- _Work to be completed_
Return the listing below unchanged, minus its pictures.

- _Information supplied_
· · ·

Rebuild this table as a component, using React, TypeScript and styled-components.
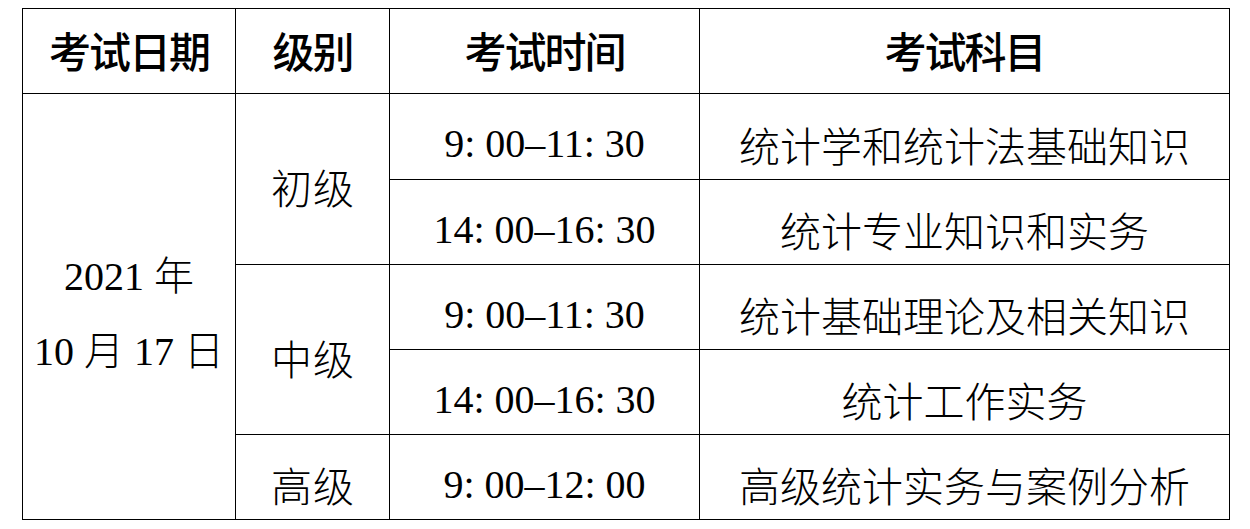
import React from "react";
import styled, { createGlobalStyle } from "styled-components";

const Global = createGlobalStyle`
  html, body { margin: 0; padding: 0; background: #ffffff; }
  body {
    font-family: "Liberation Serif", "Noto Sans CJK SC", serif;
    color: #000000;
  }
`;

const Page = styled.div`
  padding: 8px 0 0 22px;
`;

const Table = styled.table`
  border-collapse: collapse;
  table-layout: fixed;
  width: 1208px;
`;

const Col = styled.col<{ $w: number }>`
  width: ${(p) => p.$w}px;
`;

const Row = styled.tr<{ $h: number }>`
  height: ${(p) => p.$h}px;
`;

const HeadCell = styled.th`
  border: 1px solid #000;
  padding: 0 0 4px;
  font-family: "Noto Sans CJK SC", sans-serif;
  font-size: 42px;
  font-weight: 500;
  letter-spacing: -2px;
  text-align: center;
  vertical-align: middle;
  white-space: nowrap;
  color: #000;
`;

const Cell = styled.td<{ $spacing?: number; $size?: number }>`
  border: 1px solid #000;
  padding: 14px 0 0 ${(p) => p.$spacing ?? 0}px;
  font-family: "Liberation Serif", "Noto Sans CJK SC", serif;
  font-size: ${(p) => p.$size ?? 40}px;
  font-weight: 300;
  letter-spacing: ${(p) => p.$spacing ?? 0}px;
  text-align: center;
  vertical-align: middle;
  white-space: nowrap;
  color: #000;
`;

const DateLine = styled.div`
  line-height: 75px;
`;

const Time = styled.span`
  font-family: "Liberation Serif", serif;
  font-weight: 400;
`;

type SubjectRow = {
  time: string;
  subject: string;
  spacing: number;
};

const rows: SubjectRow[] = [
  { time: "9: 00–11: 30", subject: "统计学和统计法基础知识", spacing: 0 },
  { time: "14: 00–16: 30", subject: "统计专业知识和实务", spacing: 0 },
  { time: "9: 00–11: 30", subject: "统计基础理论及相关知识", spacing: 0 },
  { time: "14: 00–16: 30", subject: "统计工作实务", spacing: 0 },
  { time: "9: 00–12: 00", subject: "高级统计实务与案例分析", spacing: 0 },
];

export default function App() {
  return (
    <>
      <Global />
      <Page>
        <Table>
          <colgroup>
            <Col $w={213} />
            <Col $w={154} />
            <Col $w={310} />
            <Col $w={530} />
          </colgroup>
          <thead>
            <Row $h={85}>
              <HeadCell>考试日期</HeadCell>
              <HeadCell>级别</HeadCell>
              <HeadCell>考试时间</HeadCell>
              <HeadCell>考试科目</HeadCell>
            </Row>
          </thead>
          <tbody>
            <Row $h={86}>
              <Cell rowSpan={5}>
                <DateLine>2021 年</DateLine>
                <DateLine>10 月 17 日</DateLine>
              </Cell>
              <Cell rowSpan={2} $size={41} $spacing={1}>
                初级
              </Cell>
              <Cell>
                <Time>{rows[0].time}</Time>
              </Cell>
              <Cell $size={41} $spacing={rows[0].spacing}>
                {rows[0].subject}
              </Cell>
            </Row>
            <Row $h={85}>
              <Cell>
                <Time>{rows[1].time}</Time>
              </Cell>
              <Cell $size={41} $spacing={rows[1].spacing}>
                {rows[1].subject}
              </Cell>
            </Row>
            <Row $h={85}>
              <Cell rowSpan={2} $size={41} $spacing={1}>
                中级
              </Cell>
              <Cell>
                <Time>{rows[2].time}</Time>
              </Cell>
              <Cell $size={41} $spacing={rows[2].spacing}>
                {rows[2].subject}
              </Cell>
            </Row>
            <Row $h={85}>
              <Cell>
                <Time>{rows[3].time}</Time>
              </Cell>
              <Cell $size={41} $spacing={rows[3].spacing}>
                {rows[3].subject}
              </Cell>
            </Row>
            <Row $h={85}>
              <Cell $size={41} $spacing={1}>
                高级
              </Cell>
              <Cell>
                <Time>{rows[4].time}</Time>
              </Cell>
              <Cell $size={41} $spacing={rows[4].spacing}>
                {rows[4].subject}
              </Cell>
            </Row>
          </tbody>
        </Table>
      </Page>
    </>
  );
}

· · ·

- _Result below_
Rebuild this table as a component, using React, TypeScript and styled-components.
import React from "react";
import styled, { createGlobalStyle } from "styled-components";

const Global = createGlobalStyle`
  html, body { margin: 0; padding: 0; background: #ffffff; }
  body {
    font-family: "Liberation Serif", "Noto Sans CJK SC", serif;
    color: #000000;
  }
`;

const Page = styled.div`
  padding: 8px 0 0 22px;
`;

const Table = styled.table`
  border-collapse: collapse;
  table-layout: fixed;
  width: 1208px;
`;

const Col = styled.col<{ $w: number }>`
  width: ${(p) => p.$w}px;
`;

const Row = styled.tr<{ $h: number }>`
  height: ${(p) => p.$h}px;
`;

const HeadCell = styled.th`
  border: 1px solid #000;
  padding: 0 0 4px;
  font-family: "Noto Sans CJK SC", sans-serif;
  font-size: 42px;
  font-weight: 500;
  letter-spacing: -2px;
  text-align: center;
  vertical-align: middle;
  white-space: nowrap;
  color: #000;
`;

const Cell = styled.td<{ $spacing?: number; $size?: number }>`
  border: 1px solid #000;
  padding: 14px 0 0 ${(p) => p.$spacing ?? 0}px;
  font-family: "Liberation Serif", "Noto Sans CJK SC", serif;
  font-size: ${(p) => p.$size ?? 40}px;
  font-weight: 300;
  letter-spacing: ${(p) => p.$spacing ?? 0}px;
  text-align: center;
  vertical-align: middle;
  white-space: nowrap;
  color: #000;
`;

const DateLine = styled.div`
  line-height: 75px;
`;

const Time = styled.span`
  font-family: "Liberation Serif", serif;
  font-weight: 400;
`;

type SubjectRow = {
  time: string;
  subject: string;
  spacing: number;
};

const rows: SubjectRow[] = [
  { time: "9: 00–11: 30", subject: "统计学和统计法基础知识", spacing: 0 },
  { time: "14: 00–16: 30", subject: "统计专业知识和实务", spacing: 0 },
  { time: "9: 00–11: 30", subject: "统计基础理论及相关知识", spacing: 0 },
  { time: "14: 00–16: 30", subject: "统计工作实务", spacing: 0 },
  { time: "9: 00–12: 00", subject: "高级统计实务与案例分析", spacing: 0 },
];

export default function App() {
  return (
    <>
      <Global />
      <Page>
        <Table>
          <colgroup>
            <Col $w={213} />
            <Col $w={154} />
            <Col $w={310} />
            <Col $w={530} />
          </colgroup>
          <thead>
            <Row $h={85}>
              <HeadCell>考试日期</HeadCell>
              <HeadCell>级别</HeadCell>
              <HeadCell>考试时间</HeadCell>
              <HeadCell>考试科目</HeadCell>
            </Row>
          </thead>
          <tbody>
            <Row $h={86}>
              <Cell rowSpan={5}>
                <DateLine>2021 年</DateLine>
                <DateLine>10 月 17 日</DateLine>
              </Cell>
              <Cell rowSpan={2} $size={41} $spacing={1}>
                初级
              </Cell>
              <Cell>
                <Time>{rows[0].time}</Time>
              </Cell>
              <Cell $size={41} $spacing={rows[0].spacing}>
                {rows[0].subject}
              </Cell>
            </Row>
            <Row $h={85}>
              <Cell>
                <Time>{rows[1].time}</Time>
              </Cell>
              <Cell $size={41} $spacing={rows[1].spacing}>
                {rows[1].subject}
              </Cell>
            </Row>
            <Row $h={85}>
              <Cell rowSpan={2} $size={41} $spacing={1}>
                中级
              </Cell>
              <Cell>
                <Time>{rows[2].time}</Time>
              </Cell>
              <Cell $size={41} $spacing={rows[2].spacing}>
                {rows[2].subject}
              </Cell>
            </Row>
            <Row $h={85}>
              <Cell>
                <Time>{rows[3].time}</Time>
              </Cell>
              <Cell $size={41} $spacing={rows[3].spacing}>
                {rows[3].subject}
              </Cell>
            </Row>
            <Row $h={85}>
              <Cell $size={41} $spacing={1}>
                高级
              </Cell>
              <Cell>
                <Time>{rows[4].time}</Time>
              </Cell>
              <Cell $size={41} $spacing={rows[4].spacing}>
                {rows[4].subject}
              </Cell>
            </Row>
          </tbody>
        </Table>
      </Page>
    </>
  );
}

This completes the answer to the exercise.